** BEGIN **

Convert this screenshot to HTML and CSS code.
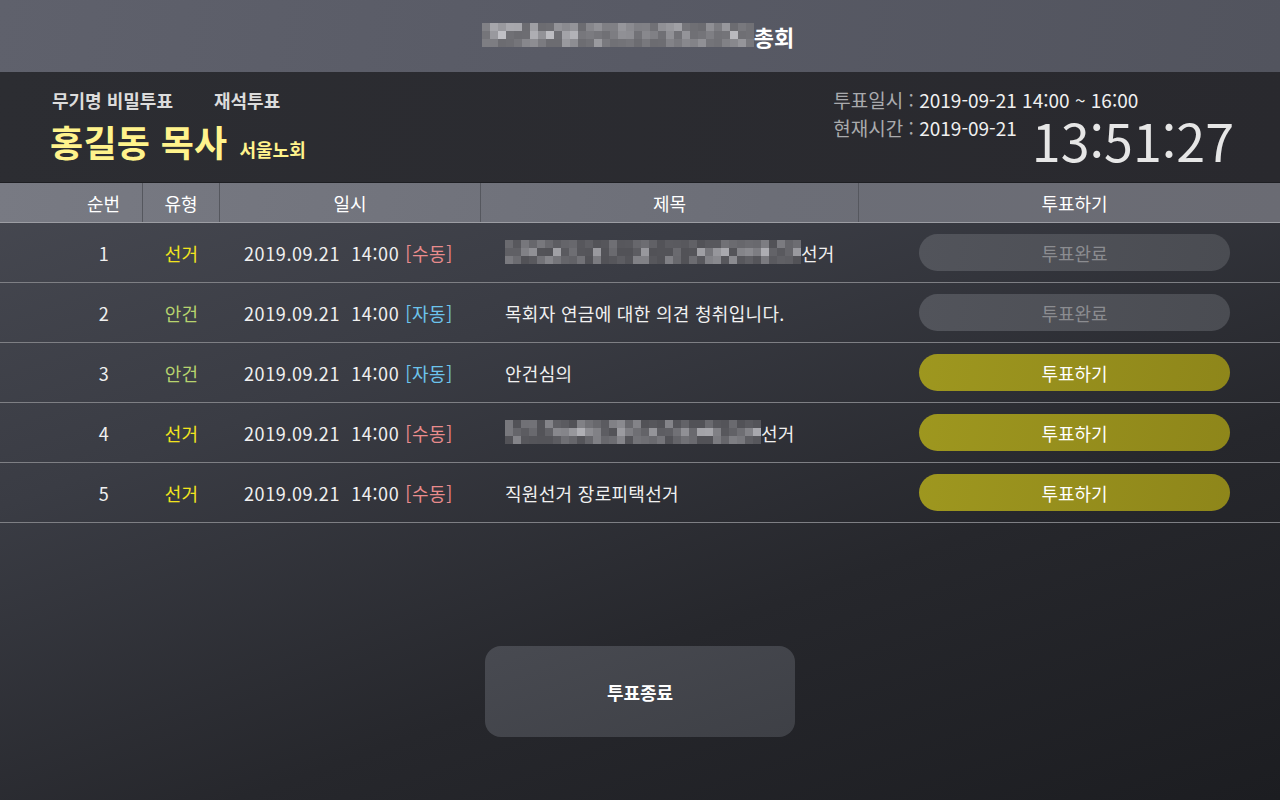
FILE: index.html
```html
<!DOCTYPE html>
<html lang="ko">
<head>
<meta charset="utf-8">
<title>투표</title>
<link rel="stylesheet" href="styles.css">
</head>
<body>
<div class="page">
  <header class="titlebar">
    <h1 class="title"><span class="mosaic mosaic-light" data-cols="34" data-seed="7"></span>총회</h1>
  </header>

  <section class="info">
    <div class="info-left">
      <div class="tags"><span>무기명 비밀투표</span><span>재석투표</span></div>
      <div class="person"><span class="name">홍길동 목사</span><span class="org">서울노회</span></div>
    </div>
    <div class="info-right">
      <div class="line"><span class="lbl">투표일시 : </span><span class="val">2019-09-21 14:00 ~ 16:00</span></div>
      <div class="line now"><span><span class="lbl">현재시간 : </span><span class="val">2019-09-21</span></span><span class="clock">13:51:27</span></div>
    </div>
  </section>

  <div class="table">
    <div class="thead">
      <div class="th c-no">순번</div>
      <div class="th">유형</div>
      <div class="th">일시</div>
      <div class="th">제목</div>
      <div class="th c-act">투표하기</div>
    </div>

    <div class="tr">
      <div class="td c-no">1</div>
      <div class="td type-elect">선거</div>
      <div class="td date">2019.09.21&nbsp;&nbsp;14:00 <span class="manual">[수동]</span></div>
      <div class="td subject"><span class="mosaic" data-cols="37" data-seed="11"></span>선거</div>
      <div class="td c-act"><button class="btn done">투표완료</button></div>
    </div>
    <div class="tr">
      <div class="td c-no">2</div>
      <div class="td type-agenda">안건</div>
      <div class="td date">2019.09.21&nbsp;&nbsp;14:00 <span class="auto">[자동]</span></div>
      <div class="td subject">목회자 연금에 대한 의견 청취입니다.</div>
      <div class="td c-act"><button class="btn done">투표완료</button></div>
    </div>
    <div class="tr">
      <div class="td c-no">3</div>
      <div class="td type-agenda">안건</div>
      <div class="td date">2019.09.21&nbsp;&nbsp;14:00 <span class="auto">[자동]</span></div>
      <div class="td subject">안건심의</div>
      <div class="td c-act"><button class="btn vote">투표하기</button></div>
    </div>
    <div class="tr">
      <div class="td c-no">4</div>
      <div class="td type-elect">선거</div>
      <div class="td date">2019.09.21&nbsp;&nbsp;14:00 <span class="manual">[수동]</span></div>
      <div class="td subject"><span class="mosaic" data-cols="32" data-seed="23"></span>선거</div>
      <div class="td c-act"><button class="btn vote">투표하기</button></div>
    </div>
    <div class="tr">
      <div class="td c-no">5</div>
      <div class="td type-elect">선거</div>
      <div class="td date">2019.09.21&nbsp;&nbsp;14:00 <span class="manual">[수동]</span></div>
      <div class="td subject">직원선거 장로피택선거</div>
      <div class="td c-act"><button class="btn vote">투표하기</button></div>
    </div>
  </div>

  <div class="footer">
    <button class="end-btn">투표종료</button>
  </div>
</div>
<script src="script.js"></script>
</body>
</html>
```

FILE: styles.css
```css
* { box-sizing: border-box; }
html, body { margin: 0; padding: 0; }
body {
  width: 1280px;
  height: 800px;
  overflow: hidden;
  font-family: "Noto Sans CJK KR", "Noto Sans", sans-serif;
  color: #f2f2f2;
  background: linear-gradient(160deg, #4d4f58 0%, #3a3c44 40%, #26272c 70%, #1c1d21 100%);
}
.page { width: 1280px; height: 800px; display: flex; flex-direction: column; }

.titlebar {
  height: 72px;
  display: flex;
  align-items: center;
  justify-content: center;
  background: linear-gradient(100deg, #5f616c 0%, #585a65 50%, #52545e 100%);
}
.title {
  margin: 0;
  font-size: 22px;
  font-weight: 700;
  color: #ffffff;
  display: flex;
  align-items: center;
}
.title .mosaic { margin-left: -4px; margin-right: 0; }

.mosaic {
  display: inline-grid;
  grid-template-rows: repeat(3, 8px);
  grid-auto-flow: column;
  grid-auto-columns: 8px;
  vertical-align: middle;
  margin-top: -2px;
}
.mosaic i { display: block; width: 8px; height: 8px; }

.info {
  height: 110px;
  background: linear-gradient(100deg, #2c2d32 0%, #29292e 100%);
  display: flex;
  justify-content: space-between;
  padding: 0 46px 0 50px;
}
.info-left { padding-top: 14px; }
.tags { display: flex; gap: 41px; padding-left: 2px; font-size: 18px; font-weight: 700; color: #dcdcdc; line-height: 28px; }
.person { display: flex; align-items: baseline; margin-top: 3px; }
.name { font-size: 36px; font-weight: 700; color: #fff38c; line-height: 48px; letter-spacing: 0.3px; }
.org { font-size: 18px; font-weight: 700; color: #fff38c; margin-left: 12px; }

.info-right { padding-top: 14px; font-size: 19px; line-height: 28px; }
.lbl { color: #a9aaad; }
.val { color: #f0f0f0; }
.line.now { display: flex; align-items: flex-start; }
.clock {
  font-size: 52px;
  line-height: 50px;
  color: #e6e6e6;
  margin-left: 15px;
  margin-top: 1px;
}

.table { display: flex; flex-direction: column; }
.thead, .tr {
  display: grid;
  grid-template-columns: 143px 77px 261px 378px 1fr;
}
.thead {
  height: 41px;
  border-top: 1px solid #1e1f23;
  border-bottom: 1px solid #9c9da3;
  background: linear-gradient(100deg, #787a83 0%, #6c6e77 60%, #6a6b73 100%);
}
.th {
  font-size: 18px;
  color: #ffffff;
  display: flex;
  align-items: center;
  justify-content: center;
  border-right: 1px solid #55575e;
}
.th:last-child { border-right: none; }
.c-no { padding-left: 65px; }
.c-act { padding-left: 10px; }

.tr {
  height: 60px;
  border-bottom: 1px solid #7e7f84;
}
.td {
  font-size: 18px;
  letter-spacing: 0.3px;
  color: #f0f0f0;
  display: flex;
  align-items: center;
  justify-content: center;
}
.td.date { letter-spacing: 0.6px; padding-right: 4px; }
.td.subject { justify-content: flex-start; padding-left: 24px; }
.type-elect { color: #f2e41e; }
.type-agenda { color: #b7d36e; }
.manual { color: #e98b8c; margin-left: 6px; }
.auto { color: #6cc4ec; margin-left: 6px; }

.btn {
  width: 311px;
  height: 37px;
  border: none;
  border-radius: 19px;
  font-family: inherit;
  font-size: 18px;
  padding: 0;
}
.btn.done { background: linear-gradient(100deg, #52545b, #4a4c52); color: #8b8c90; }
.btn.vote { background: linear-gradient(100deg, #9e971f, #8e861a); color: #ffffff; }

.footer { display: flex; justify-content: center; padding-top: 123px; }
.end-btn {
  width: 310px;
  height: 91px;
  border: none;
  border-radius: 16px;
  background: linear-gradient(160deg, #484a51, #3e4046);
  color: #ffffff;
  font-family: inherit;
  font-size: 18px;
  font-weight: 700;
}
```

FILE: script.js
```js
(function () {
  var els = document.querySelectorAll('.mosaic');
  els.forEach(function (el) {
    var cols = parseInt(el.getAttribute('data-cols'), 10);
    var seed = parseInt(el.getAttribute('data-seed'), 10);
    var light = el.classList.contains('mosaic-light');
    function rnd() {
      seed = (seed * 1103515245 + 12345) % 2147483648;
      return seed / 2147483648;
    }
    var base = light ? 108 : 82;
    var span = light ? 100 : 95;
    for (var c = 0; c < cols; c++) {
      for (var r = 0; r < 3; r++) {
        var v = rnd();
        v = v * v;
        if (r !== 1) v *= 0.6;
        var g = Math.round(base + v * span);
        var cell = document.createElement('i');
        cell.style.background = 'rgb(' + g + ',' + g + ',' + (g + 5) + ')';
        el.appendChild(cell);
      }
    }
  });
})();
```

** END **

Set exercise: Exactly as written, return every line of the listing, but not the pictures.

Solved exercise:
Convert this screenshot to HTML and CSS code.
FILE: index.html
```html
<!DOCTYPE html>
<html lang="ko">
<head>
<meta charset="utf-8">
<title>투표</title>
<link rel="stylesheet" href="styles.css">
</head>
<body>
<div class="page">
  <header class="titlebar">
    <h1 class="title"><span class="mosaic mosaic-light" data-cols="34" data-seed="7"></span>총회</h1>
  </header>

  <section class="info">
    <div class="info-left">
      <div class="tags"><span>무기명 비밀투표</span><span>재석투표</span></div>
      <div class="person"><span class="name">홍길동 목사</span><span class="org">서울노회</span></div>
    </div>
    <div class="info-right">
      <div class="line"><span class="lbl">투표일시 : </span><span class="val">2019-09-21 14:00 ~ 16:00</span></div>
      <div class="line now"><span><span class="lbl">현재시간 : </span><span class="val">2019-09-21</span></span><span class="clock">13:51:27</span></div>
    </div>
  </section>

  <div class="table">
    <div class="thead">
      <div class="th c-no">순번</div>
      <div class="th">유형</div>
      <div class="th">일시</div>
      <div class="th">제목</div>
      <div class="th c-act">투표하기</div>
    </div>

    <div class="tr">
      <div class="td c-no">1</div>
      <div class="td type-elect">선거</div>
      <div class="td date">2019.09.21&nbsp;&nbsp;14:00 <span class="manual">[수동]</span></div>
      <div class="td subject"><span class="mosaic" data-cols="37" data-seed="11"></span>선거</div>
      <div class="td c-act"><button class="btn done">투표완료</button></div>
    </div>
    <div class="tr">
      <div class="td c-no">2</div>
      <div class="td type-agenda">안건</div>
      <div class="td date">2019.09.21&nbsp;&nbsp;14:00 <span class="auto">[자동]</span></div>
      <div class="td subject">목회자 연금에 대한 의견 청취입니다.</div>
      <div class="td c-act"><button class="btn done">투표완료</button></div>
    </div>
    <div class="tr">
      <div class="td c-no">3</div>
      <div class="td type-agenda">안건</div>
      <div class="td date">2019.09.21&nbsp;&nbsp;14:00 <span class="auto">[자동]</span></div>
      <div class="td subject">안건심의</div>
      <div class="td c-act"><button class="btn vote">투표하기</button></div>
    </div>
    <div class="tr">
      <div class="td c-no">4</div>
      <div class="td type-elect">선거</div>
      <div class="td date">2019.09.21&nbsp;&nbsp;14:00 <span class="manual">[수동]</span></div>
      <div class="td subject"><span class="mosaic" data-cols="32" data-seed="23"></span>선거</div>
      <div class="td c-act"><button class="btn vote">투표하기</button></div>
    </div>
    <div class="tr">
      <div class="td c-no">5</div>
      <div class="td type-elect">선거</div>
      <div class="td date">2019.09.21&nbsp;&nbsp;14:00 <span class="manual">[수동]</span></div>
      <div class="td subject">직원선거 장로피택선거</div>
      <div class="td c-act"><button class="btn vote">투표하기</button></div>
    </div>
  </div>

  <div class="footer">
    <button class="end-btn">투표종료</button>
  </div>
</div>
<script src="script.js"></script>
</body>
</html>
```

FILE: styles.css
```css
* { box-sizing: border-box; }
html, body { margin: 0; padding: 0; }
body {
  width: 1280px;
  height: 800px;
  overflow: hidden;
  font-family: "Noto Sans CJK KR", "Noto Sans", sans-serif;
  color: #f2f2f2;
  background: linear-gradient(160deg, #4d4f58 0%, #3a3c44 40%, #26272c 70%, #1c1d21 100%);
}
.page { width: 1280px; height: 800px; display: flex; flex-direction: column; }

.titlebar {
  height: 72px;
  display: flex;
  align-items: center;
  justify-content: center;
  background: linear-gradient(100deg, #5f616c 0%, #585a65 50%, #52545e 100%);
}
.title {
  margin: 0;
  font-size: 22px;
  font-weight: 700;
  color: #ffffff;
  display: flex;
  align-items: center;
}
.title .mosaic { margin-left: -4px; margin-right: 0; }

.mosaic {
  display: inline-grid;
  grid-template-rows: repeat(3, 8px);
  grid-auto-flow: column;
  grid-auto-columns: 8px;
  vertical-align: middle;
  margin-top: -2px;
}
.mosaic i { display: block; width: 8px; height: 8px; }

.info {
  height: 110px;
  background: linear-gradient(100deg, #2c2d32 0%, #29292e 100%);
  display: flex;
  justify-content: space-between;
  padding: 0 46px 0 50px;
}
.info-left { padding-top: 14px; }
.tags { display: flex; gap: 41px; padding-left: 2px; font-size: 18px; font-weight: 700; color: #dcdcdc; line-height: 28px; }
.person { display: flex; align-items: baseline; margin-top: 3px; }
.name { font-size: 36px; font-weight: 700; color: #fff38c; line-height: 48px; letter-spacing: 0.3px; }
.org { font-size: 18px; font-weight: 700; color: #fff38c; margin-left: 12px; }

.info-right { padding-top: 14px; font-size: 19px; line-height: 28px; }
.lbl { color: #a9aaad; }
.val { color: #f0f0f0; }
.line.now { display: flex; align-items: flex-start; }
.clock {
  font-size: 52px;
  line-height: 50px;
  color: #e6e6e6;
  margin-left: 15px;
  margin-top: 1px;
}

.table { display: flex; flex-direction: column; }
.thead, .tr {
  display: grid;
  grid-template-columns: 143px 77px 261px 378px 1fr;
}
.thead {
  height: 41px;
  border-top: 1px solid #1e1f23;
  border-bottom: 1px solid #9c9da3;
  background: linear-gradient(100deg, #787a83 0%, #6c6e77 60%, #6a6b73 100%);
}
.th {
  font-size: 18px;
  color: #ffffff;
  display: flex;
  align-items: center;
  justify-content: center;
  border-right: 1px solid #55575e;
}
.th:last-child { border-right: none; }
.c-no { padding-left: 65px; }
.c-act { padding-left: 10px; }

.tr {
  height: 60px;
  border-bottom: 1px solid #7e7f84;
}
.td {
  font-size: 18px;
  letter-spacing: 0.3px;
  color: #f0f0f0;
  display: flex;
  align-items: center;
  justify-content: center;
}
.td.date { letter-spacing: 0.6px; padding-right: 4px; }
.td.subject { justify-content: flex-start; padding-left: 24px; }
.type-elect { color: #f2e41e; }
.type-agenda { color: #b7d36e; }
.manual { color: #e98b8c; margin-left: 6px; }
.auto { color: #6cc4ec; margin-left: 6px; }

.btn {
  width: 311px;
  height: 37px;
  border: none;
  border-radius: 19px;
  font-family: inherit;
  font-size: 18px;
  padding: 0;
}
.btn.done { background: linear-gradient(100deg, #52545b, #4a4c52); color: #8b8c90; }
.btn.vote { background: linear-gradient(100deg, #9e971f, #8e861a); color: #ffffff; }

.footer { display: flex; justify-content: center; padding-top: 123px; }
.end-btn {
  width: 310px;
  height: 91px;
  border: none;
  border-radius: 16px;
  background: linear-gradient(160deg, #484a51, #3e4046);
  color: #ffffff;
  font-family: inherit;
  font-size: 18px;
  font-weight: 700;
}
```

FILE: script.js
```js
(function () {
  var els = document.querySelectorAll('.mosaic');
  els.forEach(function (el) {
    var cols = parseInt(el.getAttribute('data-cols'), 10);
    var seed = parseInt(el.getAttribute('data-seed'), 10);
    var light = el.classList.contains('mosaic-light');
    function rnd() {
      seed = (seed * 1103515245 + 12345) % 2147483648;
      return seed / 2147483648;
    }
    var base = light ? 108 : 82;
    var span = light ? 100 : 95;
    for (var c = 0; c < cols; c++) {
      for (var r = 0; r < 3; r++) {
        var v = rnd();
        v = v * v;
        if (r !== 1) v *= 0.6;
        var g = Math.round(base + v * span);
        var cell = document.createElement('i');
        cell.style.background = 'rgb(' + g + ',' + g + ',' + (g + 5) + ')';
        el.appendChild(cell);
      }
    }
  });
})();
```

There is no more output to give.